Lower head post-flight. Most of the EPDM appears to have melted away, but there is still a thin black coating. The O-ring appeared mostly undamaged, but there are a few spots where we cut it forcing the tubes over each other. The injectors have been removed. You can also see where the carbon fiber overwrap snapped off.

Chemical Equilibrium Analysis

The simulation of combustion at extreme temperatures and pressures was pretty much solved by NASA in the 60s. Unfortunately, they solved it in Fortran. They have a usable interface for their algorithm on their website, but I ended up using rocketCEA so that I could integrate it into my Python programs more easily. By the end, I was simulating with high fidelity a massive range of pressures and O/Fs for nitrous with and without contamination and a variety of ABS compositions. It was pretty epic.

Nozzle Geometry

The shape of a bell nozzle can be described by many terms - skewed parabola, quadratic bezier, fit point curve, fit spline, etc. - however, they all mean the same thing. They represent two points connected by a line that has a specific angle at the entrance and exit. We chose an 80% bell as a good trade-off between optimal flow and minimal weight just because a few research papers recommended it, determining the entrance and exit angle from a Newlands paper.

O-Rings

We initially planned to seal the oxidizer tank with O-rings because we would have a-weld free design. The reason we wanted a weld-free design is because welding makes the metal weaker due to temper loss. In the end we decided to weld because it has fewer failure modes, and it is a lot less work to avoid tapping holes and bolting and unbolting on-site. We are, however, using O-ring to seal the lower oxidizer tank head to the pre-combustion chamber and to seal the nozzle against the phenolic. This prevents a potential gas cycle. Evan also wrote a very detailed O-ring sizing guide, as well as a calculator that you can use to double check.

O-ring mockup to double-check that we sized them correctly.

Fuel Grain

One of the main objectives of the propulsion team is to research and compare multiple fuels to determine which one performs the best. We design a fuel grain that burns quickly and produces a large amount of thrust in a short period of time. This year we are 3D printing our fuel grain out of ABS thermoplastic because we can design our own complex port geometry, allowing the grain to regress faster.

Ignition/Fill System

An important aspect of any propulsion system is the ignition and pre-heating of the fuel/oxidizer. Without an energetic ignition, the rocket could start too slowly off of the launch rail, which can lead to stability issues and poor performance. We used a fairly obscure method of igniting the rocket by combining our fill system (nylon tubing attached to DOT compression fittings) with our ignition system (APCP pellets taped to pyrodex pellets). The nylon tubing stayed attached to the DOT fittings until ignition of the APCP when they burned away, allowing the pressured Nitrous to flow to the combustion chamber.

Ablative

Ablative serves as a sacrificial substance that erodes in the high temperature of the combustion chamber, protecting the more critical phenolic tube that houses the fuel grain. The fuel also functions as an ablative, so the only areas where our homemade mixture of Epsom salt, epoxy, and Kevlar pulp is necessary is in the pre and post combustion chamber. To create the required tube shape we used a 3D printed mold, pouring the mixture in and allowing it to cure. Post-mission analysis showed that the ablative worked much better than anticipated, with the majority of the ablative emerging unscathed and only a small amount of the exposed surface burned away.

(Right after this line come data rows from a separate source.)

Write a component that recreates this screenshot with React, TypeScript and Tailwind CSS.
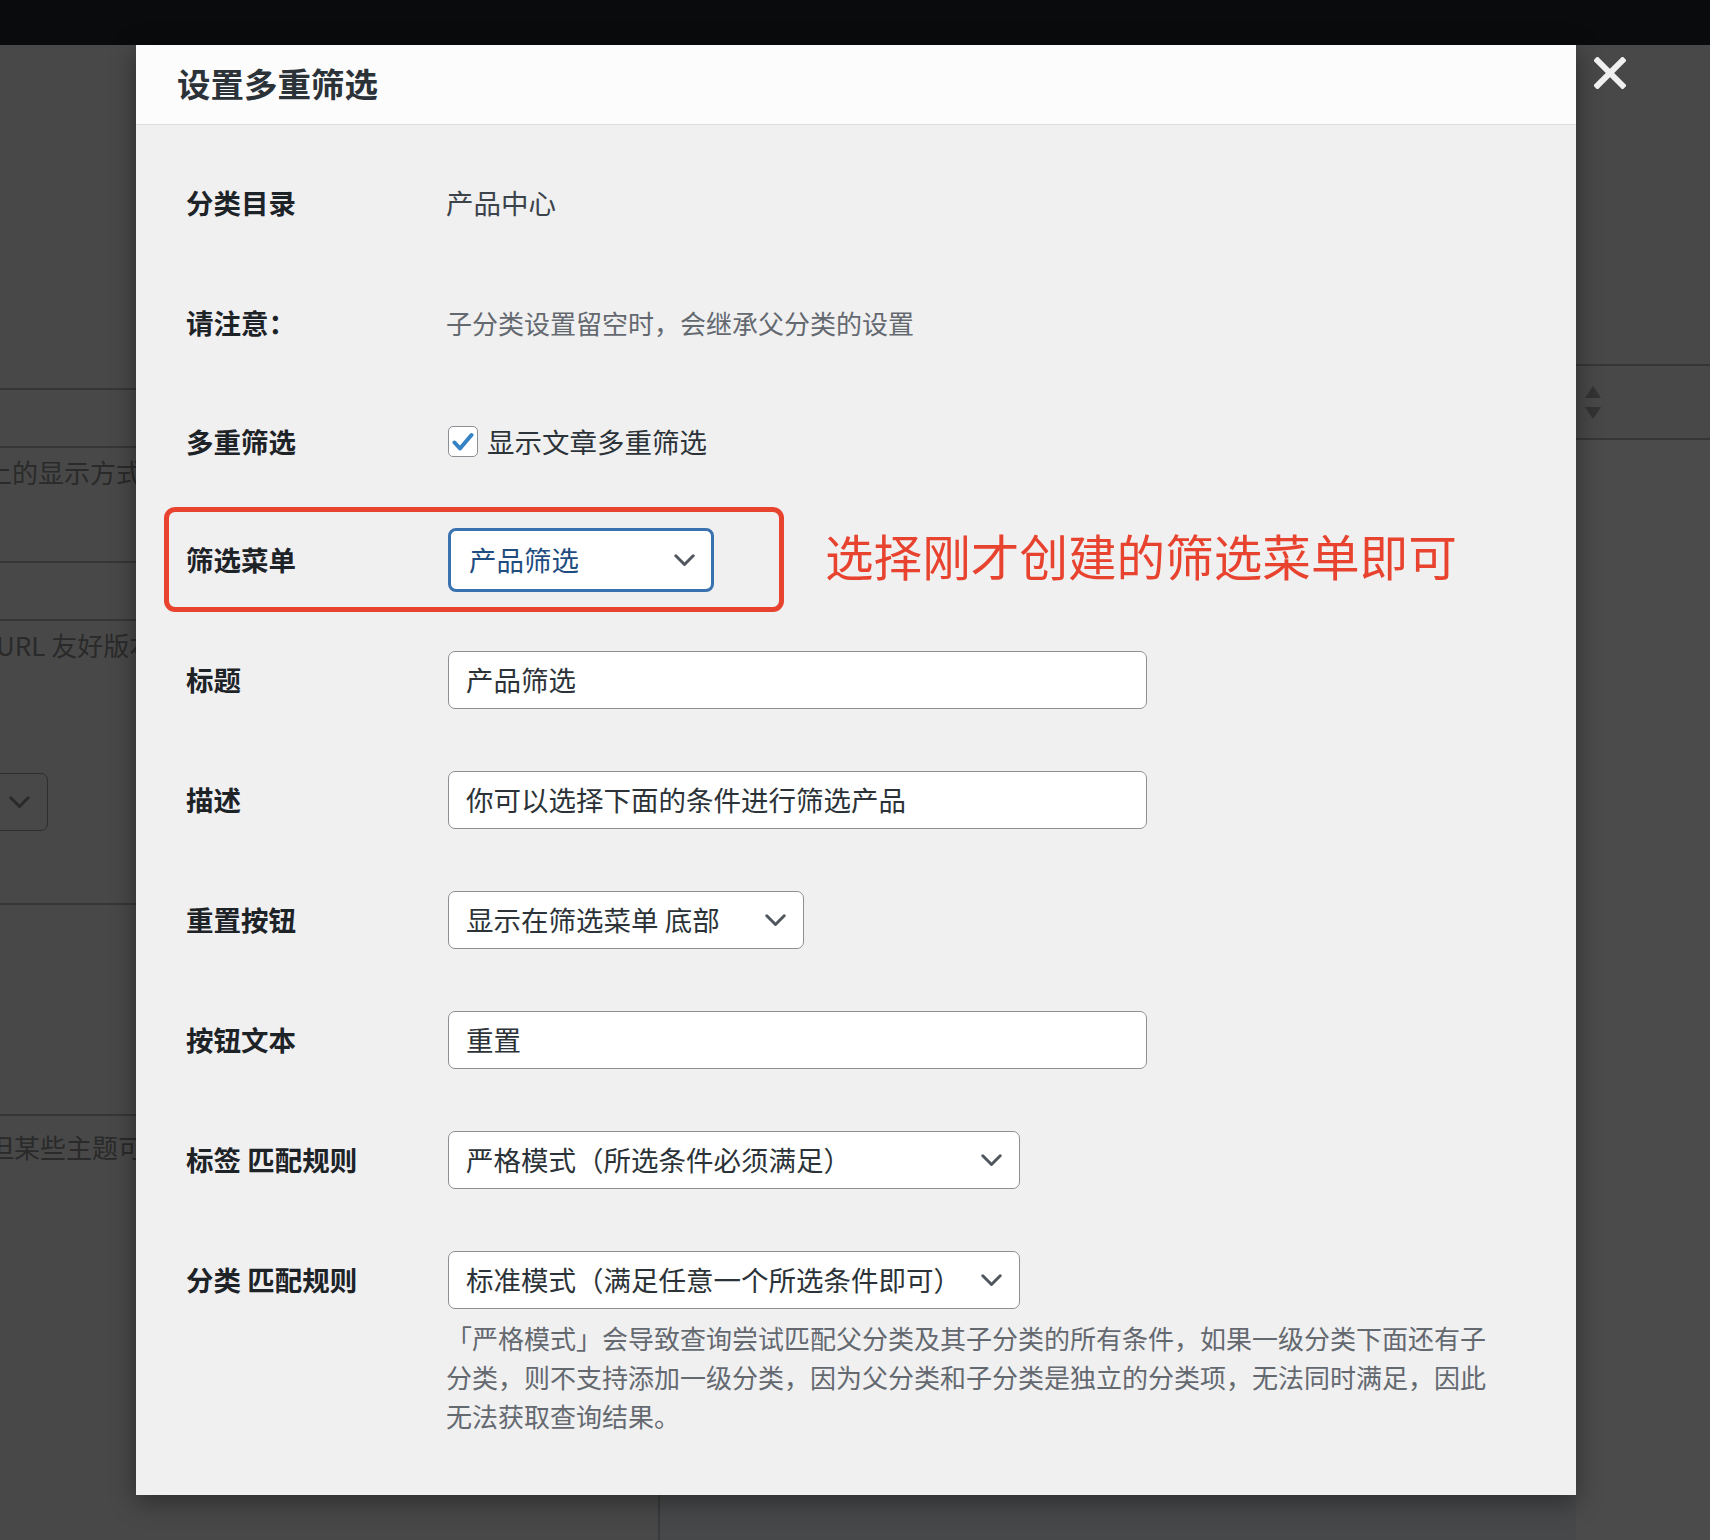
import React from 'react';

function Chevron() {
  return (
    <svg width="21" height="13" viewBox="0 0 21 13" className="shrink-0">
      <path d="M1.8 1.8 L10.5 10.5 L19.2 1.8" fill="none" stroke="#50575e" strokeWidth="3" strokeLinecap="round" strokeLinejoin="round" />
    </svg>
  );
}

function TextInput({ value }: { value: string }) {
  return (
    <div className="w-[699px] h-[58px] flex items-center pl-[17px] bg-white border-[1.5px] border-[#8c8f94] rounded-[7px] text-[27.5px] text-[#2c3338] leading-none">
      {value}
    </div>
  );
}

function Select({ value, width }: { value: string; width: string }) {
  return (
    <div className={`${width} h-[58px] flex items-center justify-between pl-[17px] pr-[17px] bg-white border-[1.5px] border-[#8c8f94] rounded-[7px] text-[27.5px] text-[#2c3338] leading-none`}>
      <span>{value}</span>
      <Chevron />
    </div>
  );
}

function Row({ label, children, h = 'h-[120px]' }: { label: string; children: React.ReactNode; h?: string }) {
  return (
    <div className={`${h} flex items-center px-[50px]`}>
      <div className="w-[262px] shrink-0 text-[27.5px] font-bold text-[#1d2327] leading-none">{label}</div>
      <div className="flex items-center">{children}</div>
    </div>
  );
}

function Line() {
  return <div className="h-[2px] bg-[#363636]" />;
}

export default function App() {
  return (
    <div className="relative w-[1710px] h-[1540px] overflow-hidden bg-[#484848] font-['Noto_Sans_CJK_SC','Noto_Sans',sans-serif]">
      {/* admin bar */}
      <div className="h-[45px] bg-[#0a0b0d]" />

      {/* page behind the overlay */}
      <div className="flex h-[1495px]">
        <div className="w-[136px] shrink-0 overflow-hidden text-[26px] text-[#2a2a2a] whitespace-nowrap">
          <div className="h-[343px]" />
          <Line />
          <div className="h-[56px]" />
          <Line />
          <div className="h-[113px] pt-[6px] leading-[36px]">
            <div className="-ml-[14px]">上的显示方式</div>
          </div>
          <Line />
          <div className="h-[56px]" />
          <Line />
          <div className="h-[282px] pt-[6px] leading-[36px]">
            <div className="-ml-[4px]">URL 友好版本</div>
            <div className="mt-[110px] -ml-[20px] w-[68px] h-[58px] border-[1.5px] border-[#2e2e2e] rounded-[7px] flex items-center justify-end pr-[17px]">
              <svg width="21" height="13" viewBox="0 0 21 13">
                <path d="M1.8 1.8 L10.5 10.5 L19.2 1.8" fill="none" stroke="#2a2a2a" strokeWidth="3" strokeLinecap="round" strokeLinejoin="round" />
              </svg>
            </div>
          </div>
          <Line />
          <div className="h-[209px]" />
          <Line />
          <div className="pt-[13px] leading-[36px]">
            <div className="-ml-[12px]">但某些主题可</div>
          </div>
        </div>

        <div className="flex-1 flex flex-col">
          <div className="h-[1450px] shrink-0" />
          <div className="flex-1 flex">
            <div className="w-[524px] border-r-2 border-[#3a3a3a]" />
            <div className="flex-1 bg-[#474849]" />
          </div>
        </div>

        <div className="w-[134px] shrink-0">
          <div className="h-[319px]" />
          <Line />
          <div className="h-[72px] flex flex-col justify-center gap-[9px] pl-[9px]">
            <svg width="16" height="12" viewBox="0 0 16 12"><path d="M8 0 L16 12 L0 12 Z" fill="#333" /></svg>
            <svg width="16" height="12" viewBox="0 0 16 12"><path d="M0 0 L16 0 L8 12 Z" fill="#333" /></svg>
          </div>
          <Line />
          <div className="h-full bg-[#4a4b4a]" />
        </div>
      </div>

      {/* modal */}
      <div className="absolute left-[136px] top-[45px] w-[1440px] h-[1450px] bg-[#f0f0f1] shadow-[0_6px_24px_rgba(0,0,0,0.4)] flex flex-col">
        <div className="h-[80px] shrink-0 flex items-center px-[41px] pb-[3px] bg-[#fcfcfc] border-b border-[#dcdcde]">
          <h1 className="text-[33.5px] font-bold text-[#2c3338] leading-none">设置多重筛选</h1>
        </div>

        <div className="pt-[18px]">
          <Row label="分类目录">
            <span className="-ml-[2px] text-[27.5px] text-[#3c434a] leading-none">产品中心</span>
          </Row>
          <Row label="请注意：">
            <span className="-ml-[2px] text-[26px] text-[#646970] leading-none">子分类设置留空时，会继承父分类的设置</span>
          </Row>
          <Row label="多重筛选" h="h-[117px]">
            <div className="flex items-center gap-[9px]">
              <div className="w-[30px] h-[31px] bg-white border-[1.5px] border-[#8c8f94] rounded-[5px] flex items-center justify-center">
                <svg width="22" height="20" viewBox="0 0 22 20">
                  <path d="M2.5 10.5 L8 16.5 L19.5 3" fill="none" stroke="#3582c4" strokeWidth="4" strokeLinecap="round" strokeLinejoin="round" />
                </svg>
              </div>
              <span className="text-[27.5px] text-[#2c3338] leading-none">显示文章多重筛选</span>
            </div>
          </Row>

          <div className="relative">
            <div className="absolute left-[28px] top-[7px] w-[620px] h-[105px] border-[5px] border-[#e8432f] rounded-[11px]" />
            <Row label="筛选菜单">
              <div className="w-[266px] h-[64px] flex items-center justify-between pl-[18px] pr-[16px] bg-white border-[3px] border-[#3a72b0] rounded-[8px] text-[27.5px] text-[#1f4d7f] leading-none">
                <span>产品筛选</span>
                <Chevron />
              </div>
              <span className="ml-[111px] pb-[10px] text-[48.6px] text-[#e8432f] leading-none">选择刚才创建的筛选菜单即可</span>
            </Row>
          </div>

          <Row label="标题">
            <TextInput value="产品筛选" />
          </Row>
          <Row label="描述">
            <TextInput value="你可以选择下面的条件进行筛选产品" />
          </Row>
          <Row label="重置按钮">
            <Select value="显示在筛选菜单 底部" width="w-[356px]" />
          </Row>
          <Row label="按钮文本">
            <TextInput value="重置" />
          </Row>
          <Row label="标签 匹配规则">
            <Select value="严格模式（所选条件必须满足）" width="w-[572px]" />
          </Row>

          <div className="flex items-start px-[50px] pt-[31px]">
            <div className="w-[262px] shrink-0 h-[58px] flex items-center text-[27.5px] font-bold text-[#1d2327] leading-none">分类 匹配规则</div>
            <div>
              <Select value="标准模式（满足任意一个所选条件即可）" width="w-[572px]" />
              <div className="mt-[9px] -ml-[2px] text-[26px] leading-[39px] text-[#646970] whitespace-nowrap">
                <div>「严格模式」会导致查询尝试匹配父分类及其子分类的所有条件，如果一级分类下面还有子</div>
                <div>分类，则不支持添加一级分类，因为父分类和子分类是独立的分类项，无法同时满足，因此</div>
                <div>无法获取查询结果。</div>
              </div>
            </div>
          </div>
        </div>
      </div>

      {/* close button */}
      <button className="absolute left-[1594px] top-[57px] w-[32px] h-[32px] flex items-center justify-center">
        <svg width="32" height="32" viewBox="0 0 32 32">
          <path d="M3.5 3.5 L28.5 28.5 M28.5 3.5 L3.5 28.5" stroke="#f0f0f1" strokeWidth="6" strokeLinecap="square" />
        </svg>
      </button>
    </div>
  );
}
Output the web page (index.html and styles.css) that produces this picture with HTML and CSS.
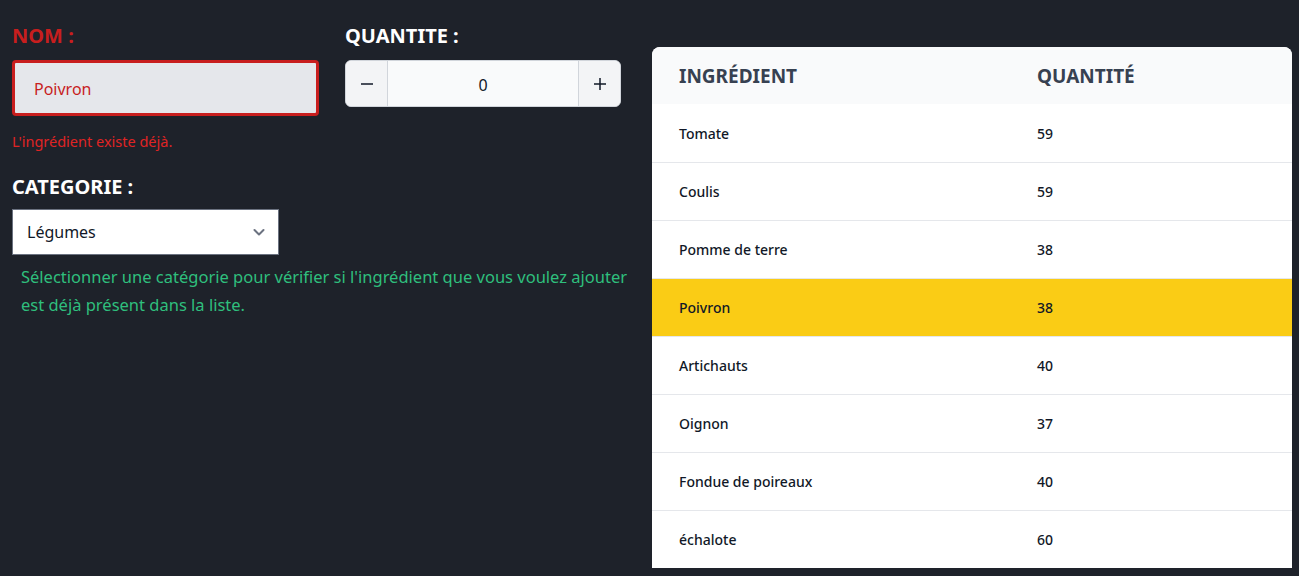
FILE: index.html
```html
<!DOCTYPE html>
<html lang="fr">
<head>
<meta charset="utf-8">
<title>Ingrédients</title>
<link rel="stylesheet" href="styles.css">
</head>
<body>
<main class="page">
  <section class="form">
    <div class="row-top">
      <div class="field field-nom">
        <label class="label label-error">NOM :</label>
        <div class="input input-error">Poivron</div>
        <p class="error-msg">L'ingrédient existe déjà.</p>
      </div>
      <div class="field field-qty">
        <label class="label">QUANTITE :</label>
        <div class="stepper">
          <button class="step-btn step-left" type="button">
            <svg width="16" height="16" viewBox="0 0 16 16"><path d="M2 8h12" stroke="#111827" stroke-width="1.5"/></svg>
          </button>
          <div class="step-value">0</div>
          <button class="step-btn step-right" type="button">
            <svg width="16" height="16" viewBox="0 0 16 16"><path d="M2 8h12M8 2v12" stroke="#111827" stroke-width="1.5"/></svg>
          </button>
        </div>
      </div>
    </div>
    <div class="field field-cat">
      <label class="label">CATEGORIE :</label>
      <div class="select">
        <span>Légumes</span>
        <svg width="14" height="14" viewBox="0 0 14 14"><path d="M2.5 5l4.5 4.5L11.5 5" fill="none" stroke="#6b7280" stroke-width="2" stroke-linecap="round" stroke-linejoin="round"/></svg>
      </div>
      <p class="help">Sélectionner une catégorie pour vérifier si l'ingrédient que vous voulez ajouter est déjà présent dans la liste.</p>
    </div>
  </section>
  <section class="table-card">
    <div class="thead">
      <div class="cell c1">INGRÉDIENT</div>
      <div class="cell c2">QUANTITÉ</div>
    </div>
    <div class="tr"><div class="cell c1">Tomate</div><div class="cell c2">59</div></div>
    <div class="tr"><div class="cell c1">Coulis</div><div class="cell c2">59</div></div>
    <div class="tr"><div class="cell c1">Pomme de terre</div><div class="cell c2">38</div></div>
    <div class="tr tr-hl"><div class="cell c1">Poivron</div><div class="cell c2">38</div></div>
    <div class="tr"><div class="cell c1">Artichauts</div><div class="cell c2">40</div></div>
    <div class="tr"><div class="cell c1">Oignon</div><div class="cell c2">37</div></div>
    <div class="tr"><div class="cell c1">Fondue de poireaux</div><div class="cell c2">40</div></div>
    <div class="tr tr-last"><div class="cell c1">échalote</div><div class="cell c2">60</div></div>
  </section>
</main>
</body>
</html>
```

FILE: styles.css
```css
* { box-sizing: border-box; }
html, body { margin: 0; padding: 0; }
body {
  background: #1e222a;
  font-family: "Noto Sans", "Open Sans", sans-serif;
  width: 1299px;
  height: 576px;
  overflow: hidden;
}
.page {
  display: flex;
  gap: 24px;
  padding: 22px 7px 0 12px;
}
.form {
  width: 616px;
  display: flex;
  flex-direction: column;
}
.row-top {
  display: flex;
  gap: 26px;
}
.field { display: flex; flex-direction: column; }
.field-nom { width: 307px; }
.field-qty { width: 276px; }
.label {
  font-size: 20px;
  font-weight: 700;
  line-height: 27px;
  color: #ffffff;
  margin-bottom: 11px;
}
.label-error { color: #c81e1e; }
.input {
  height: 56px;
  background: #e5e7eb;
  border-radius: 4px;
  padding: 0 19px;
  display: flex;
  align-items: center;
  font-size: 16px;
  color: #c81e1e;
  padding-top: 2px;
}
.input-error { border: 3px solid #c81e1e; }
.error-msg {
  margin: 13px 0 0;
  font-size: 14.5px;
  line-height: 24px;
  color: #e02424;
}
.stepper {
  display: flex;
  height: 47px;
  border: 1px solid #d1d5db;
  border-radius: 6px;
  overflow: hidden;
  background: #f9fafb;
}
.step-btn {
  width: 42px;
  border: 0;
  background: #f3f4f6;
  display: flex;
  align-items: center;
  justify-content: center;
  padding: 0;
}
.step-left { border-right: 1px solid #d1d5db; }
.step-right { border-left: 1px solid #d1d5db; }
.step-value {
  flex: 1;
  display: flex;
  align-items: center;
  justify-content: center;
  font-size: 16px;
  color: #111827;
  padding-top: 2px;
}
.field-cat { margin-top: 20px; }
.field-cat .label { margin-bottom: 9px; }
.select {
  width: 267px;
  height: 46px;
  background: #ffffff;
  border: 1px solid #6b7280;
  display: flex;
  align-items: center;
  justify-content: space-between;
  padding: 0 12px 0 14px;
  font-size: 16px;
  color: #111827;
}
.help {
  margin: 8px 0 0;
  padding-left: 9px;
  font-size: 16.5px;
  line-height: 28px;
  color: #2fbf7d;
}
.table-card {
  width: 640px;
  margin-top: 25px;
  background: #ffffff;
  border-radius: 8px 8px 0 0;
  overflow: hidden;
}
.thead {
  display: flex;
  height: 57px;
  align-items: center;
  background: #f9fafb;
  font-size: 19px;
  font-weight: 700;
  color: #374151;
}
.tr {
  display: flex;
  height: 58px;
  align-items: center;
  border-top: 1px solid #e5e7eb;
  font-size: 14px;
  font-weight: 500;
  color: #111827;
}
.thead + .tr { border-top: 0; padding-top: 1px; }
.tr-hl { background: #facc15; }
.cell.c1 { width: 385px; padding-left: 27px; }
.cell.c2 { flex: 1; }
```
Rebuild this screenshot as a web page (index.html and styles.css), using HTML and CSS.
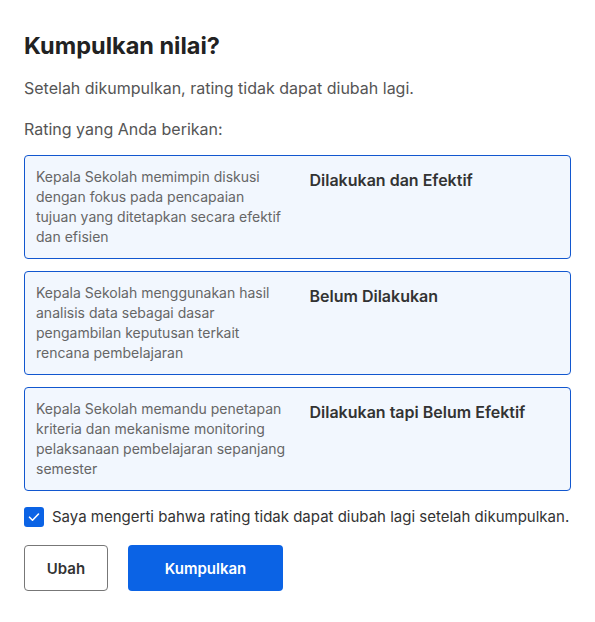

Karim holds the finished nozzle, made using the lathe at Davinci Maker labs. The amount of graphite dust we breathed in was probably unhealthy.

Nozzle Material

Our nozzle was machined out of isostatically-pressed graphite. The material has been reliable for us in the past (in the back corner of the room there is one nozzle-sized billet and one absolutely massive billet) and is known for its resistance to thermal shock. However, it is very thermally conductive, which makes retention a challenge, especially because you cannot bolt into it (too brittle). We had a thick aluminum retention ring around it, which melted quite a bit but remained mostly intact, and a steel retention coupler that seemed okay. Relying on a melty tube of aluminum seems, in hindsight, rather unwise. In the future, I would recommend a trying out a phenolic nozzle with an aluminum retention system. It would be lighter, and potentially less nasty as a machining operation. It would also be a little easier to handle, sense phenolic is less brittle and less dusty than graphite.